The Trayvon Martin incident happened February 26, 2012. I remember it being a huge national news story for a long time back in 2012, at least a month or two. And then it got brought up again in 2013 when George Zimmerman was acquitted.
However, I don’t remember it being an issue in the 2012 election. I really don’t remember any sort of racial debate happening during that election.
I remember the 2012 as being a fight between the supposedly pro-Middle Class Obama, and the pro-Corporation/wealthy elitist Mitt Romney.
I think the media and the political class was able to successfully channel all the class-based angst in the country into the election, directing all the anti-wealthy elite rage at Mitt Romney (Remember “Rmoney”). In other words, the elite was able to redirect the anger of the Occupy Wall Street crowd towards Mitt Romney, the living embodiment of the 1%.
But Trayvon Martin also played a role in diverting the public’s attention away from the 1% and towards something that would divide the people amongst themselves. They wanted minorities and white liberals to side with Trayvon, and conservatives to side with Zimmerman.
But once the 2012 election was over, I think they really began to focus on race as the #1 dividing issue.
This article goes in-depth on the stark change in the media’s coverage of race since 2012, but I’ll include a few charts just to illustrate the point:
Starting around 2012, the number of news articles mentioning “white privilege” started to skyrocket.
This is specific to the New York Times, but you can see very clearly that between 2012-2015, mentions of “racism” shot up.
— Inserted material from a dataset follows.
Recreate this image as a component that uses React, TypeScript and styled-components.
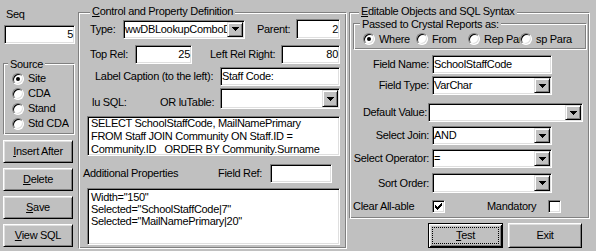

This Reddit post goes even further back, all the way to the 1800s:
I would really recommend going to the link above and checking out all the charts they have, the author does quite a thorough job of showing just how hard the media began pushing “racial issues” and identity politics right around 2012.
And that’s my whole point here: it was all deliberate.
The purpose was to divert the public’s attention away from matters like corporate greed and income inequality.
They saw that they had a class war on their hands, and so they quickly moved to turn the public’s rage away from themselves.
This is how we went from class war to a race war.
All this stuff you’ve been seeing lately about race, whiteness, privilege, police brutality–it’s all designed to take your attention away from the fact that the billionaire class is plundering the rest of us.